I’m guessing it’s not just me that’s spent countless hours and dollars on their own pain.
It seems like a pretty widespread thing, this attention to suffering and reactions to it.
Social media teaches us to pay attention to our own shortcomings as athletes, parents and partners. We bond with others in the nearly unbelievable levels of tragedy broadcast on a daily basis. Our culture glorifies and sanctifies too busy/too stressed/ too tired as a status symbol. The counter culture offers a cure by a panacea of self-care disciplines. And In the self-development and “victory through struggle” culture, we get off on overcoming adversity and identifying our own neurosis so that we can learn from and share our inward journey. <stares at self in mirror>
Bleak truth: lots of us are good at being miserable and a lucky few of us have figured out how to be at peace with the hard truths of our shit.
But how often do we practice…REALLY practice… the skill of delving into and exploring our own joy and happiness?
I’ve been – honestly – incredibly happy lately. More and more moments of pure well being strike me out of nowhere, and my heart settles in a little more deeply to this beautiful life. But I’ve been glancing at those moments, giving them a quick nod of the head, and returning to the grueling work of figuring out why I’m not MORE happy MORE of the time. I have learned to make friends with my darkest teachers, but haven’t bothered to get to know the intricacies of the light. I would assume though, that since it’s a skill to stare down negative reactions and behaviors, that the principle specificity applies to figuring out your chain reactions as they relate to that feeling that for a brief second, unicorns exist and you ARE, in fact, Beyonce.
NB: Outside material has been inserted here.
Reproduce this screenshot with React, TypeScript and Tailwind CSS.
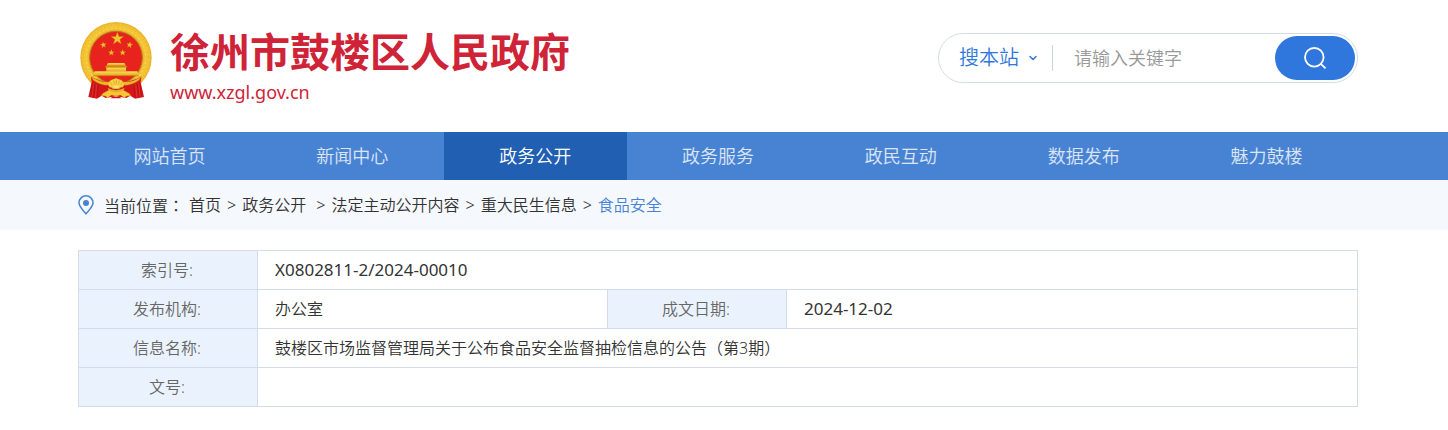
import React from 'react'
import { ChevronDown } from 'lucide-react'

const NAV_ITEMS = ['网站首页', '新闻中心', '政务公开', '政务服务', '政民互动', '数据发布', '魅力鼓楼']
const ACTIVE_ITEM = '政务公开'

const CRUMBS = ['首页', '政务公开\u00a0', '法定主动公开内容', '重大民生信息', '食品安全']

const STAR = '0,-10 2.4,-3.1 9.5,-3.1 3.8,1.2 5.9,8.1 0,3.9 -5.9,8.1 -3.8,1.2 -9.5,-3.1 -2.4,-3.1'

function Container({ className = '', children }: { className?: string; children: React.ReactNode }) {
  return (
    <div className="pr-3">
      <div className={`mx-auto max-w-7xl ${className}`}>{children}</div>
    </div>
  )
}

function Emblem() {
  return (
    <svg className="h-[77px] w-[73px] shrink-0" viewBox="30 20 219 231" aria-hidden="true">
      <defs>
        <radialGradient id="gold" gradientUnits="userSpaceOnUse" cx="138" cy="127" r="108">
          <stop offset="0.7" stopColor="#dca022" />
          <stop offset="0.8" stopColor="#f3c436" />
          <stop offset="0.93" stopColor="#f4c433" />
          <stop offset="1" stopColor="#e2a822" />
        </radialGradient>
        <linearGradient id="gate" x1="0" y1="0" x2="0" y2="1">
          <stop offset="0" stopColor="#fbe052" />
          <stop offset="1" stopColor="#e5a622" />
        </linearGradient>
      </defs>

      {/* Wreath */}
      <circle cx="138" cy="127" r="107" fill="url(#gold)" />
      <circle cx="138" cy="127" r="99" fill="none" stroke="#d99c1c" strokeOpacity="0.4" strokeWidth="4" strokeDasharray="3 8" />
      <circle cx="138" cy="127" r="89" fill="none" stroke="#fde26a" strokeOpacity="0.5" strokeWidth="4" strokeDasharray="6 7" />
      <circle cx="138" cy="127" r="79" fill="#e8231d" stroke="#b97a16" strokeWidth="3" />

      {/* Stars */}
      <g fill="#f4c52f" stroke="#b8780f" strokeWidth="0.6">
        <polygon points={STAR} transform="translate(142 70) scale(2)" />
        <polygon points={STAR} transform="translate(100 89) rotate(-10)" />
        <polygon points={STAR} transform="translate(179 89) rotate(10)" />
        <polygon points={STAR} transform="translate(124 112)" />
        <polygon points={STAR} transform="translate(158 112)" />
      </g>

      {/* Gate tower */}
      <path d="M114 143h49l5 8h-59z" fill="url(#gate)" />
      <path d="M105 152h67l-3 6h-61z" fill="#cb8c17" />
      <path d="M109 157h59v11h-59z" fill="url(#gate)" />
      <path d="M74 168h128l4 13H68z" fill="url(#gate)" />
      <path d="M70 181h135" stroke="#c98a1a" strokeWidth="2" />

      {/* Drapery */}
      <path d="M63 184q34 18 75 20 41-2 76-20l-2 17 10 44-27 5-14-9-12 7-31-5-31 5-12-7-14 9-26-5 10-44z" fill="#d5171a" />
      <path d="M67 203l-4 40M75 206l-5 41M85 210l-3 35M209 203l5 40M202 206l5 41M192 210l3 35" stroke="#a31013" strokeWidth="2" />
      <path d="M71 205l-5 38M80 208l-4 38M206 205l4 38M197 208l4 38" stroke="#ea3a32" strokeWidth="2" />

      {/* Cog wheel and ribbon */}
      <path d="M64 184q30 19 54 15l20-9 20 9q27 4 55-15l-6 11q-24 17-47 14l-12 11h-20l-12-11q-23 3-46-14z" fill="#efb829" stroke="#b97c16" strokeWidth="1" />
      <path d="M113 206l9-11 16-6 17 6 9 11-6 10H119z" fill="#f8d345" stroke="#c98c1c" strokeWidth="1" />
      <path d="M126 209l-5-8M133 206l-2-10M139 205v-11M146 206l2-10M152 209l5-8" stroke="#cf941f" strokeWidth="2" />
      <ellipse cx="138" cy="214" rx="12" ry="6" fill="#fbe067" stroke="#d0941f" strokeWidth="1" />
      <path d="M113 218q25 13 51 0l-8 14q-18 8-36 0z" fill="#eeb52a" />
      <path d="M117 224l-18 10-6 7 14 1 5 6 13-9q13 6 26 0l13 9 5-6 14-1-6-7-18-10q-21 10-42 0z" fill="#f5c637" stroke="#c4861a" strokeWidth="1" />
      <path d="M129 243q9 3 18 0l7 6h-32z" fill="#d5171a" />
    </svg>
  )
}

function SearchBox() {
  return (
    <form
      className="flex h-[50px] w-[420px] items-center rounded-full border border-[#d3dde9] pr-0.5 pl-5"
      onSubmit={(e) => e.preventDefault()}
    >
      <div className="relative shrink-0">
        <select aria-label="搜索范围" className="w-20 appearance-none bg-transparent text-xl text-[#2f77dc] outline-none">
          <option>搜本站</option>
        </select>
        <ChevronDown className="pointer-events-none absolute top-1/2 right-0 size-3 -translate-y-1/2 text-[#2f77dc]" strokeWidth={3} />
      </div>
      <span className="ml-[13px] h-[26px] w-px shrink-0 bg-[#cfd4da]" />
      <input
        type="text"
        aria-label="请输入关键字"
        placeholder="请输入关键字"
        className="min-w-0 flex-1 px-[21px] text-lg text-[#333] outline-none placeholder:text-[#999]"
      />
      <button type="submit" aria-label="搜索" className="flex h-11 w-20 shrink-0 items-center justify-center rounded-full bg-[#2f77dc] text-white">
        <svg className="size-6" viewBox="0 0 24 24" fill="none" stroke="currentColor" strokeWidth="1.8">
          <circle cx="11.3" cy="11.3" r="9.3" />
          <path d="M17.6 17.6l4.9 4.8" />
        </svg>
      </button>
    </form>
  )
}

function LabelCell({ children }: { children: React.ReactNode }) {
  return <th scope="row" className="border border-[#d3dde9] bg-[#eaf3fd] pr-0.5 font-[350] text-[#666]">{children}</th>
}

function ValueCell({ colSpan, children }: { colSpan?: number; children?: React.ReactNode }) {
  return <td colSpan={colSpan} className="border border-[#d3dde9] px-[17px] text-[#333]">{children}</td>
}

export default function App() {
  return (
    <div className="bg-white font-['Noto_Sans','Noto_Sans_CJK_SC',sans-serif] font-[350]">
      <header>
        <Container className="flex h-[132px] items-start justify-between">
          <a href="#" className="flex gap-[17px] pt-[22px] pl-0.5 text-[#cf2338]">
            <Emblem />
            <div className="pt-0.5">
              <h1 className="text-[40px] leading-[56px] font-bold">徐州市鼓楼区人民政府</h1>
              <p className="text-lg leading-6 font-normal">www.xzgl.gov.cn</p>
            </div>
          </a>
          <div className="pt-[33px]">
            <SearchBox />
          </div>
        </Container>
      </header>

      <nav className="bg-[#4883d3]">
        <Container className="flex">
          {NAV_ITEMS.map((item) => (
            <a
              key={item}
              href="#"
              className={`flex-1 text-center text-lg leading-[48px] ${
                item === ACTIVE_ITEM ? 'bg-[#215fb3] text-white' : 'text-white/80'
              }`}
            >
              {item}
            </a>
          ))}
        </Container>
      </nav>

      <div className="bg-[#f5f8fd]">
        <Container className="flex h-[50px] items-center text-base text-[#333]">
          <svg className="mr-2.5 h-5 w-4" viewBox="0 0 16 20" fill="none" aria-hidden="true">
            <path d="M8 18.8C5.6 15.9 1 11.8 1 7.8a7 7 0 0 1 14 0c0 4-4.6 8.1-7 11z" stroke="#4883d3" strokeWidth="1.5" />
            <circle cx="8" cy="8" r="3" fill="#4883d3" />
          </svg>
          <span className="mr-[5px]">
            当前位置<span className="font-['Noto_Sans_CJK_TC',sans-serif]" lang="zh-TW">：</span>
          </span>
          <div className="flex items-center gap-[6px]">
            {CRUMBS.map((crumb, index) => (
              <React.Fragment key={crumb}>
                {index > 0 && <span>&gt;</span>}
                <a href="#" className={index === CRUMBS.length - 1 ? 'text-[#4883d3]' : ''}>
                  {crumb}
                </a>
              </React.Fragment>
            ))}
          </div>
        </Container>
      </div>

      <main>
        <Container className="pt-5">
          <table className="w-full table-fixed border-collapse text-base">
            <colgroup>
              <col className="w-[179px]" />
              <col className="w-[350px]" />
              <col className="w-[179px]" />
              <col />
            </colgroup>
            <tbody>
              <tr className="h-[39px]">
                <LabelCell>索引号:</LabelCell>
                <ValueCell colSpan={3}>
                  <span className="text-[17px] font-normal">X0802811-2/2024-00010</span>
                </ValueCell>
              </tr>
              <tr className="h-[39px]">
                <LabelCell>发布机构:</LabelCell>
                <ValueCell>办公室</ValueCell>
                <LabelCell>成文日期:</LabelCell>
                <ValueCell>
                  <span className="text-[17px] font-normal">2024-12-02</span>
                </ValueCell>
              </tr>
              <tr className="h-[39px]">
                <LabelCell>信息名称:</LabelCell>
                <ValueCell colSpan={3}>鼓楼区市场监督管理局关于公布食品安全监督抽检信息的公告（第3期）</ValueCell>
              </tr>
              <tr className="h-[39px]">
                <LabelCell>文号:</LabelCell>
                <ValueCell colSpan={3} />
              </tr>
            </tbody>
          </table>
        </Container>
      </main>
    </div>
  )
}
I got turned onto this little gap in my experiential work by Hardwiring Happiness, by Rick Hanson. This super short, easy-to-read science bomb walks through our bias toward noticing and reacting to negative environmental stimulus, then offers very simple ways to change the bias toward positive environmental factors. As a strength coach working in the neurology of threat and how it affects chronic pain and athletic performance, I about peed myself reading this book because it applied everything I knew about how brains effect bodies to how brains effect brains.
The tiny habit that Rick suggests as a starting point: noticing when you’re happy and staying with it for 12 seconds…
I digress, but look at this for a second: When was the last time you only stayed with your sadness or hopelessness for 12 seconds? When was the last time you stayed with feeling on top of the world for more than five seconds? (We love to a: wallow in our piteous, validated misery and/or b: skip ahead! Look for either the things destined to destroy our newfound fun or – ironically – something EVEN HAPPIER because this shit isn’t enough.)
But have you ever asked yourself in a moment of joy: What does this joy feel like? What is inside the joy I’m experiencing right now?
I tried it. It was terrifying. I was worrying that if I look closely or question my happiness that it would – like that unicorn – not actually be a thing! (Brene Brown calls this “foreboding joy.” OH SHIT. I’m happy! What if it goes away? aaaaaand we’re back to the suffering.)
So. More on this as it keeps evolving. But:
I’m practicing. Looking at the comfort inside a really good hug. “Oh. This feels really safe and wonderful. I wonder what’s under that sense of safety? Huh. I’m just really enjoying this right now.”